§ **Aim**: Every line that includes the word "TypeScript" is to be listed.

§ **Listed records**:
--

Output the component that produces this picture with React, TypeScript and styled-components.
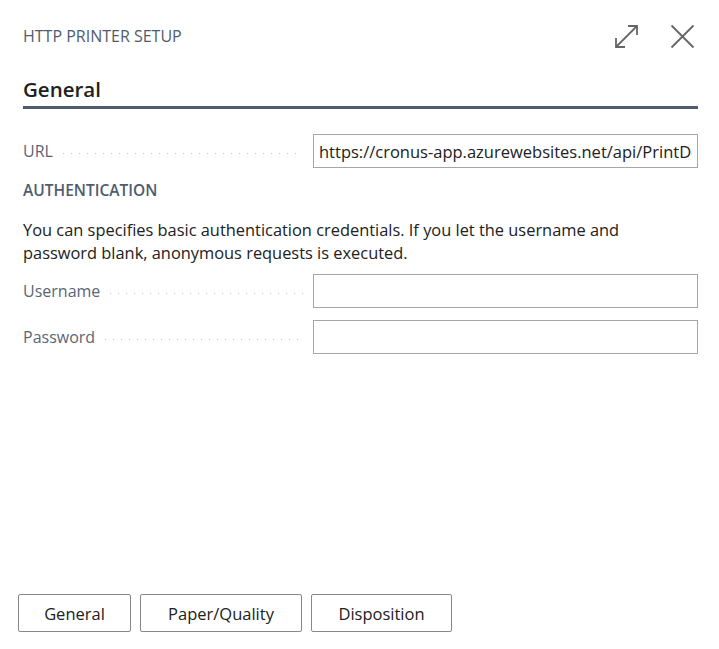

--

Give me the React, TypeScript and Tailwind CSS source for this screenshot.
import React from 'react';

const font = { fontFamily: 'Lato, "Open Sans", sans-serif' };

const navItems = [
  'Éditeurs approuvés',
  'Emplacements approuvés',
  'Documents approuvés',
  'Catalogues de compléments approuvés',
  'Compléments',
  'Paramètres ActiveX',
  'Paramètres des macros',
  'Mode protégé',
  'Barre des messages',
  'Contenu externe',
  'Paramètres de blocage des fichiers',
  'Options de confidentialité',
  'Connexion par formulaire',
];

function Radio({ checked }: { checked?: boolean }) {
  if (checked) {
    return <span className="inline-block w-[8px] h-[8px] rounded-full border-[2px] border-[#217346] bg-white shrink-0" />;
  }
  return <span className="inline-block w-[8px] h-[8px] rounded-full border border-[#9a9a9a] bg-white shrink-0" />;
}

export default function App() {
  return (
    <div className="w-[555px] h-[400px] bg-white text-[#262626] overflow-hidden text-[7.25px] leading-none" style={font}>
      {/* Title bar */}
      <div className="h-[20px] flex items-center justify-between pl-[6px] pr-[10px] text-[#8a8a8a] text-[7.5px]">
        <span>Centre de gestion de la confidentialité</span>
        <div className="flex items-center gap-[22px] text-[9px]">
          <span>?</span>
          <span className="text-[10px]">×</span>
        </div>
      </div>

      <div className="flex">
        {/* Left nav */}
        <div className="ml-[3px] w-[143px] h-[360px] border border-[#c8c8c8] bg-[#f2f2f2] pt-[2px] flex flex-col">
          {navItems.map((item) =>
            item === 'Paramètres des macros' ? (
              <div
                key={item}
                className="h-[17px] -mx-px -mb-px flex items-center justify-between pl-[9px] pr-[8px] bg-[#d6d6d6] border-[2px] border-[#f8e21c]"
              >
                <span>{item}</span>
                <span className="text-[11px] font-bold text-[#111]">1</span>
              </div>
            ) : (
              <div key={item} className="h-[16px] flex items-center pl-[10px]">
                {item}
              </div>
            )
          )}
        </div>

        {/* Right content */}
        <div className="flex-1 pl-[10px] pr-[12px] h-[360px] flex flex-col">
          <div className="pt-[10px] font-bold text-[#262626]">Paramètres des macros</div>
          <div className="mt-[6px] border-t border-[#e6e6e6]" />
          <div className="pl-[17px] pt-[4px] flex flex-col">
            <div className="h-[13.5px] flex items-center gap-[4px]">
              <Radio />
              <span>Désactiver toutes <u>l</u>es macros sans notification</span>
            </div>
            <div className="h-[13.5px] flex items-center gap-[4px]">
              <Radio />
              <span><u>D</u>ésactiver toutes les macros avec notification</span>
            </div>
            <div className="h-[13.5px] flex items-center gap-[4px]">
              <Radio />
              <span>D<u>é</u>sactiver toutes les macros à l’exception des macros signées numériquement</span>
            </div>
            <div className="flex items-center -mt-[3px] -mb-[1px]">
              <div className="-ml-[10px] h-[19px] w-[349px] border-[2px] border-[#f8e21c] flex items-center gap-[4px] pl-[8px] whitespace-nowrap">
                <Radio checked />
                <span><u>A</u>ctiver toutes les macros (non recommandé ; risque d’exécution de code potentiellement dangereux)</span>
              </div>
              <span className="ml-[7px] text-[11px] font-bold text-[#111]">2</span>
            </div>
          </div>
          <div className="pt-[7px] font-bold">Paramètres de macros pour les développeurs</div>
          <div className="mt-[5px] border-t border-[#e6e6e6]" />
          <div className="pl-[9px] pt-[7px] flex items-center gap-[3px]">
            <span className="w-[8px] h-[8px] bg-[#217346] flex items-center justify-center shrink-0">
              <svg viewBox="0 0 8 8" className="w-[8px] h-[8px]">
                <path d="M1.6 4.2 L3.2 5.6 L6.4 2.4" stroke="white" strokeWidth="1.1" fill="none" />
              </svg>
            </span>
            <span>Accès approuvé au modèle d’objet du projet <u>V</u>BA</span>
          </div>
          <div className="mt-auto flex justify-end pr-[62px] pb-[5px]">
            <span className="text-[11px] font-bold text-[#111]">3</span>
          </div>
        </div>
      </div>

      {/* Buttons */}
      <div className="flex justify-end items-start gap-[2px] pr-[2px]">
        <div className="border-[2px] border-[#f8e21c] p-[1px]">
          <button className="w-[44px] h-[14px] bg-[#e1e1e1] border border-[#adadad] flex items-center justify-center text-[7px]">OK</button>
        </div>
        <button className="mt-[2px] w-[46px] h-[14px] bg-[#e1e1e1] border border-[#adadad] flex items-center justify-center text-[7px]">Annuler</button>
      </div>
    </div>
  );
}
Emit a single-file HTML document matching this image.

--

§ **Answer in full**:
Output the component that produces this picture with React, TypeScript and styled-components.
Give me the React, TypeScript and Tailwind CSS source for this screenshot.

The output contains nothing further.